# Source material
>>>

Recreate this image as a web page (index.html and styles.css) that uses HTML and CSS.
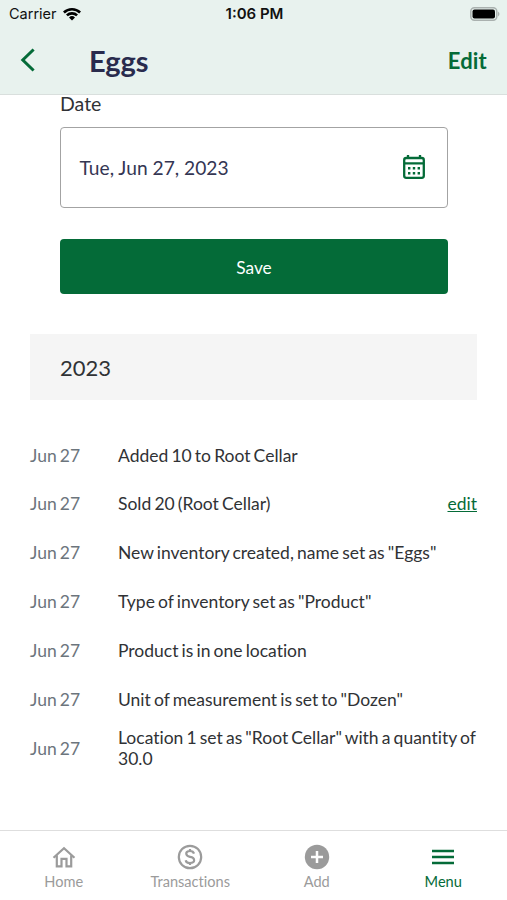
FILE: index.html
```html
<!DOCTYPE html>
<html lang="en">
<head>
<meta charset="utf-8">
<title>Eggs</title>
<link rel="stylesheet" href="styles.css">
</head>
<body>
<header class="top">
  <div class="status">
    <div class="carrier"><span>Carrier</span>
      <svg class="wifi" viewBox="0 0 18 14"><path d="M0 4.500a13 13 0 0 1 18 0L16.200 6.400a10.300 10.300 0 0 0-14.400 0zM3 7.500a8.700 8.700 0 0 1 12 0L13.200 9.300a6.200 6.200 0 0 0-8.400 0zM6 10.500a4.400 4.400 0 0 1 6 0L9 13.500z"/></svg>
    </div>
    <span class="time">1:06 PM</span>
    <svg class="battery" viewBox="0 0 30 14"><rect x=".8" y=".8" width="26" height="12.400" rx="3.600" fill="none" stroke="#aab1af" stroke-width="1.500"/><rect x="2.500" y="2.500" width="22.500" height="9" rx="2"/><path d="M28 4.500q3 2.500 0 5z" fill="#aab1af"/></svg>
  </div>
  <div class="nav">
    <svg class="back" viewBox="0 0 16 26"><path d="M13.600 2.500 2.800 13l10.800 10.500"/></svg>
    <h1>Eggs</h1>
    <span class="edit">Edit</span>
  </div>
</header>
<main>
  <section class="form">
    <label>Date</label>
    <div class="field"><span>Tue, Jun 27, 2023</span>
      <svg class="calendar" viewBox="0 0 24 26"><rect x="2.200" y="4" width="19.600" height="19.800" rx="2"/><path d="M2 9.300h20M6 1v4M18 1v4"/><path class="dots" d="M6 14.300h2.400m2.400 0h2.400m2.400 0H18M6 19.300h2.400m2.400 0h2.400m2.400 0H18"/></svg>
    </div>
    <div class="save">Save</div>
  </section>
  <h2>2023</h2>
  <ul class="log">
    <li><time>Jun 27</time><p>Added 10 to Root Cellar</p></li>
    <li><time>Jun 27</time><p>Sold 20 (Root Cellar)</p><span class="link">edit</span></li>
    <li><time>Jun 27</time><p>New inventory created, name set as "Eggs"</p></li>
    <li><time>Jun 27</time><p>Type of inventory set as "Product"</p></li>
    <li><time>Jun 27</time><p>Product is in one location</p></li>
    <li><time>Jun 27</time><p>Unit of measurement is set to "Dozen"</p></li>
    <li><time>Jun 27</time><p>Location 1 set as "Root Cellar" with a quantity of 30.0</p></li>
  </ul>
</main>
<footer class="tabs">
  <div class="tab"><svg viewBox="0 0 26 26"><path class="line" d="M2.500 13.700 13 4.300l10.500 9.400M5.800 11.500v10.800h4.700v-7.500h5v7.500h4.700V11.500"/></svg><span>Home</span></div>
  <div class="tab"><svg viewBox="0 0 26 26"><circle class="line" cx="13" cy="13" r="11.200"/><path class="line" d="M17 9.600C16.500 7.700 15 7 13 7c-5 0-5 5 0 5.900 5.500.9 5.500 6.100 0 6.100-2.500 0-4-1-4.300-2.800M13 5V7m0 12v2"/></svg><span>Transactions</span></div>
  <div class="tab"><svg viewBox="0 0 26 26"><circle class="disc" cx="13" cy="13" r="12.200"/><path class="plus" d="M13 7v12M7 13h12"/></svg><span>Add</span></div>
  <div class="tab active"><svg viewBox="0 0 26 26"><path class="bars" d="M2 7h22M2 13h22M2 19h22"/></svg><span>Menu</span></div>
</footer>
</body>
</html>
```
FILE: styles.css
```css
* { box-sizing: border-box; }
body { margin: 0; width: 507px; height: 900px; overflow: hidden; display: flex; flex-direction: column; background: #fff; color: #303235; font-family: Lato, sans-serif; font-variant-ligatures: none; }
h1, h2, p, ul { margin: 0; padding: 0; }
svg { display: block; flex: none; }
.top { height: 95px; flex: none; background: #e8f2ee; border-bottom: 1px solid #d9dfdd; }
.status { height: 27px; display: grid; grid-template-columns: 1fr auto 1fr; align-items: center; padding: 0 7px 0 9px; color: #111; font: 14.500px/28px Inter, sans-serif; }
.carrier { display: flex; align-items: center; gap: 6px; }
.wifi { width: 18px; height: 14px; }
.time { font-size: 15px; font-weight: 600; }
.battery { width: 30px; height: 14px; justify-self: end; }
.nav { height: 66px; display: flex; align-items: center; padding: 0 20px 0 20px; }
.back { width: 16px; height: 26px; fill: none; stroke: #046b38; stroke-width: 3; }
h1 { margin-left: 53px; font-size: 29px; color: #292b4d; line-height: 38px; padding-top: 2px; }
.edit { margin-left: auto; font-size: 22px; font-weight: 700; letter-spacing: .2px; color: #046b38; }
main { flex: 1; padding: 0 30px; }
.form { padding: 0 29px 0 30px; }
label { display: block; height: 32px; font-size: 19.500px; line-height: 18px; }
.field { height: 80.500px; border: 1px solid #a3a3a3; border-radius: 4px; display: flex; align-items: center; justify-content: space-between; padding: 0 21px 0 18.500px; font-size: 19.200px; color: #343653; }
.calendar { width: 24px; height: 26px; fill: none; stroke: #046b38; stroke-width: 2.300; }
.calendar .dots { stroke-width: 2.400; }
.save { height: 55px; margin-top: 31px; border-radius: 4px; background: #046b38; color: #fff; font-size: 17.300px; line-height: 57px; text-align: center; }
h2 { height: 66px; margin-top: 40.500px; padding-left: 30px; background: #f5f5f5; font-size: 22px; font-weight: 400; line-height: 67px; }
.log { list-style: none; margin-top: 30.600px; font-size: 17.500px; line-height: 21px; word-spacing: -1.350px; }
.log li { height: 48.900px; display: flex; align-items: center; }
time { width: 88px; flex: none; color: #6c757d; }
.log p { flex: 1; }
.link { color: #046b38; text-decoration: underline; }
.tabs { height: 70px; flex: none; border-top: 1px solid #dedede; display: grid; grid-template-columns: repeat(4, 126.500px); padding-left: .5px; color: #9b9b9b; font-size: 14.600px; }
.tab { display: flex; flex-direction: column; align-items: center; padding-top: 13px; }
.tab svg { width: 26px; height: 26px; }
.tab span { line-height: 20px; margin-top: 2px; }
.active { color: #046b38; }
.line, .bars { fill: none; stroke: currentColor; stroke-width: 2.200; }
.bars { stroke-width: 2.500; }
.disc { fill: currentColor; }
.plus { stroke: #fff; stroke-width: 2.500; }
```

<<<

# Task
Your task is to repeat the data above exactly while excluding the pictures.

# Answer
Recreate this image as a web page (index.html and styles.css) that uses HTML and CSS.
FILE: index.html
```html
<!DOCTYPE html>
<html lang="en">
<head>
<meta charset="utf-8">
<title>Eggs</title>
<link rel="stylesheet" href="styles.css">
</head>
<body>
<header class="top">
  <div class="status">
    <div class="carrier"><span>Carrier</span>
      <svg class="wifi" viewBox="0 0 18 14"><path d="M0 4.500a13 13 0 0 1 18 0L16.200 6.400a10.300 10.300 0 0 0-14.400 0zM3 7.500a8.700 8.700 0 0 1 12 0L13.200 9.300a6.200 6.200 0 0 0-8.400 0zM6 10.500a4.400 4.400 0 0 1 6 0L9 13.500z"/></svg>
    </div>
    <span class="time">1:06 PM</span>
    <svg class="battery" viewBox="0 0 30 14"><rect x=".8" y=".8" width="26" height="12.400" rx="3.600" fill="none" stroke="#aab1af" stroke-width="1.500"/><rect x="2.500" y="2.500" width="22.500" height="9" rx="2"/><path d="M28 4.500q3 2.500 0 5z" fill="#aab1af"/></svg>
  </div>
  <div class="nav">
    <svg class="back" viewBox="0 0 16 26"><path d="M13.600 2.500 2.800 13l10.800 10.500"/></svg>
    <h1>Eggs</h1>
    <span class="edit">Edit</span>
  </div>
</header>
<main>
  <section class="form">
    <label>Date</label>
    <div class="field"><span>Tue, Jun 27, 2023</span>
      <svg class="calendar" viewBox="0 0 24 26"><rect x="2.200" y="4" width="19.600" height="19.800" rx="2"/><path d="M2 9.300h20M6 1v4M18 1v4"/><path class="dots" d="M6 14.300h2.400m2.400 0h2.400m2.400 0H18M6 19.300h2.400m2.400 0h2.400m2.400 0H18"/></svg>
    </div>
    <div class="save">Save</div>
  </section>
  <h2>2023</h2>
  <ul class="log">
    <li><time>Jun 27</time><p>Added 10 to Root Cellar</p></li>
    <li><time>Jun 27</time><p>Sold 20 (Root Cellar)</p><span class="link">edit</span></li>
    <li><time>Jun 27</time><p>New inventory created, name set as "Eggs"</p></li>
    <li><time>Jun 27</time><p>Type of inventory set as "Product"</p></li>
    <li><time>Jun 27</time><p>Product is in one location</p></li>
    <li><time>Jun 27</time><p>Unit of measurement is set to "Dozen"</p></li>
    <li><time>Jun 27</time><p>Location 1 set as "Root Cellar" with a quantity of 30.0</p></li>
  </ul>
</main>
<footer class="tabs">
  <div class="tab"><svg viewBox="0 0 26 26"><path class="line" d="M2.500 13.700 13 4.300l10.500 9.400M5.800 11.500v10.800h4.700v-7.500h5v7.500h4.700V11.500"/></svg><span>Home</span></div>
  <div class="tab"><svg viewBox="0 0 26 26"><circle class="line" cx="13" cy="13" r="11.200"/><path class="line" d="M17 9.600C16.500 7.700 15 7 13 7c-5 0-5 5 0 5.900 5.500.9 5.500 6.100 0 6.100-2.500 0-4-1-4.300-2.800M13 5V7m0 12v2"/></svg><span>Transactions</span></div>
  <div class="tab"><svg viewBox="0 0 26 26"><circle class="disc" cx="13" cy="13" r="12.200"/><path class="plus" d="M13 7v12M7 13h12"/></svg><span>Add</span></div>
  <div class="tab active"><svg viewBox="0 0 26 26"><path class="bars" d="M2 7h22M2 13h22M2 19h22"/></svg><span>Menu</span></div>
</footer>
</body>
</html>
```
FILE: styles.css
```css
* { box-sizing: border-box; }
body { margin: 0; width: 507px; height: 900px; overflow: hidden; display: flex; flex-direction: column; background: #fff; color: #303235; font-family: Lato, sans-serif; font-variant-ligatures: none; }
h1, h2, p, ul { margin: 0; padding: 0; }
svg { display: block; flex: none; }
.top { height: 95px; flex: none; background: #e8f2ee; border-bottom: 1px solid #d9dfdd; }
.status { height: 27px; display: grid; grid-template-columns: 1fr auto 1fr; align-items: center; padding: 0 7px 0 9px; color: #111; font: 14.500px/28px Inter, sans-serif; }
.carrier { display: flex; align-items: center; gap: 6px; }
.wifi { width: 18px; height: 14px; }
.time { font-size: 15px; font-weight: 600; }
.battery { width: 30px; height: 14px; justify-self: end; }
.nav { height: 66px; display: flex; align-items: center; padding: 0 20px 0 20px; }
.back { width: 16px; height: 26px; fill: none; stroke: #046b38; stroke-width: 3; }
h1 { margin-left: 53px; font-size: 29px; color: #292b4d; line-height: 38px; padding-top: 2px; }
.edit { margin-left: auto; font-size: 22px; font-weight: 700; letter-spacing: .2px; color: #046b38; }
main { flex: 1; padding: 0 30px; }
.form { padding: 0 29px 0 30px; }
label { display: block; height: 32px; font-size: 19.500px; line-height: 18px; }
.field { height: 80.500px; border: 1px solid #a3a3a3; border-radius: 4px; display: flex; align-items: center; justify-content: space-between; padding: 0 21px 0 18.500px; font-size: 19.200px; color: #343653; }
.calendar { width: 24px; height: 26px; fill: none; stroke: #046b38; stroke-width: 2.300; }
.calendar .dots { stroke-width: 2.400; }
.save { height: 55px; margin-top: 31px; border-radius: 4px; background: #046b38; color: #fff; font-size: 17.300px; line-height: 57px; text-align: center; }
h2 { height: 66px; margin-top: 40.500px; padding-left: 30px; background: #f5f5f5; font-size: 22px; font-weight: 400; line-height: 67px; }
.log { list-style: none; margin-top: 30.600px; font-size: 17.500px; line-height: 21px; word-spacing: -1.350px; }
.log li { height: 48.900px; display: flex; align-items: center; }
time { width: 88px; flex: none; color: #6c757d; }
.log p { flex: 1; }
.link { color: #046b38; text-decoration: underline; }
.tabs { height: 70px; flex: none; border-top: 1px solid #dedede; display: grid; grid-template-columns: repeat(4, 126.500px); padding-left: .5px; color: #9b9b9b; font-size: 14.600px; }
.tab { display: flex; flex-direction: column; align-items: center; padding-top: 13px; }
.tab svg { width: 26px; height: 26px; }
.tab span { line-height: 20px; margin-top: 2px; }
.active { color: #046b38; }
.line, .bars { fill: none; stroke: currentColor; stroke-width: 2.200; }
.bars { stroke-width: 2.500; }
.disc { fill: currentColor; }
.plus { stroke: #fff; stroke-width: 2.500; }
```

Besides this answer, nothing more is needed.